Supplied material:
--- Start ---

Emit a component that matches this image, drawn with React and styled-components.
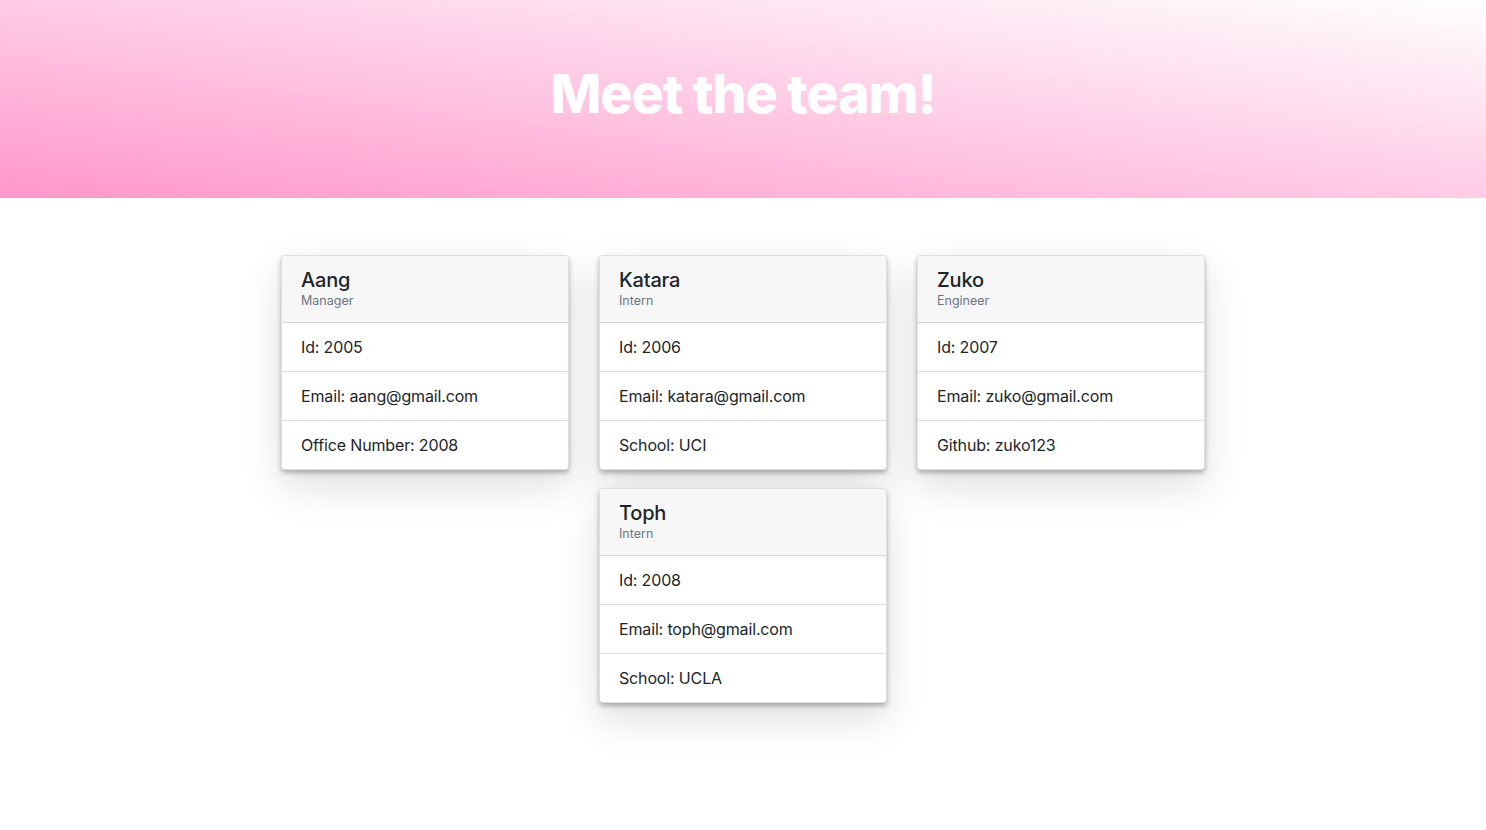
import { createGlobalStyle, styled } from "styled-components";

const GlobalStyle = createGlobalStyle`
  body {
    margin: 0;
    font-family: Inter, "Noto Sans", sans-serif;
    color: #212529;
    background: #fff;
  }
`;

const Hero = styled.header`
  height: 198px;
  display: flex;
  align-items: center;
  justify-content: center;
  background: linear-gradient(to top right, #ff97cb 0%, #ffc6e3 45%, #ffffff 100%);
`;

const Title = styled.h1`
  margin: 0;
  padding-bottom: 12px;
  color: #fff;
  font-size: 54px;
  font-weight: 800;
  letter-spacing: -1.2px;
`;

const Grid = styled.main`
  display: flex;
  flex-wrap: wrap;
  justify-content: center;
  gap: 18px 30px;
  max-width: 924px;
  margin: 57px auto 0;
  padding-bottom: 80px;
`;

const Card = styled.div`
  width: 288px;
  box-sizing: border-box;
  background: #fff;
  border: 1px solid rgba(0, 0, 0, 0.125);
  border-radius: 4px;
  overflow: hidden;
  box-shadow: 0 3px 5px rgba(0, 0, 0, 0.28), 0 16px 40px rgba(0, 0, 0, 0.13);
`;

const CardHeader = styled.div`
  background: #f7f7f7;
  padding: 12px 19px 12px;
  border-bottom: 1px solid rgba(0, 0, 0, 0.125);
`;

const Name = styled.h5`
  margin: 0;
  font-size: 20px;
  font-weight: 500;
  line-height: 24px;
  letter-spacing: -0.2px;
`;

const Role = styled.div`
  font-size: 12.5px;
  line-height: 18px;
  color: #6c757d;
`;

const Item = styled.div`
  padding: 12px 19px;
  font-size: 16px;
  line-height: 24px;
  letter-spacing: -0.15px;
  & + & {
    border-top: 1px solid rgba(0, 0, 0, 0.125);
  }
`;

const team = [
  { name: "Aang", role: "Manager", id: 2005, email: "aang@gmail.com", extra: "Office Number: 2008" },
  { name: "Katara", role: "Intern", id: 2006, email: "katara@gmail.com", extra: "School: UCI" },
  { name: "Zuko", role: "Engineer", id: 2007, email: "zuko@gmail.com", extra: "Github: zuko123" },
  { name: "Toph", role: "Intern", id: 2008, email: "toph@gmail.com", extra: "School: UCLA" },
];

export default function App() {
  return (
    <>
      <GlobalStyle />
      <Hero>
        <Title>Meet the team!</Title>
      </Hero>
      <Grid>
        {team.map((m) => (
          <Card key={m.id}>
            <CardHeader>
              <Name>{m.name}</Name>
              <Role>{m.role}</Role>
            </CardHeader>
            <Item>Id: {m.id}</Item>
            <Item>Email: {m.email}</Item>
            <Item>{m.extra}</Item>
          </Card>
        ))}
      </Grid>
    </>
  );
}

--- End ---

Stated exercise: Track down every line holding the string "styled" and copy it.

Answer to the exercise:
Emit a component that matches this image, drawn with React and styled-components.
import { createGlobalStyle, styled } from "styled-components";
const Hero = styled.header`
const Title = styled.h1`
const Grid = styled.main`
const Card = styled.div`
const CardHeader = styled.div`
const Name = styled.h5`
const Role = styled.div`
const Item = styled.div`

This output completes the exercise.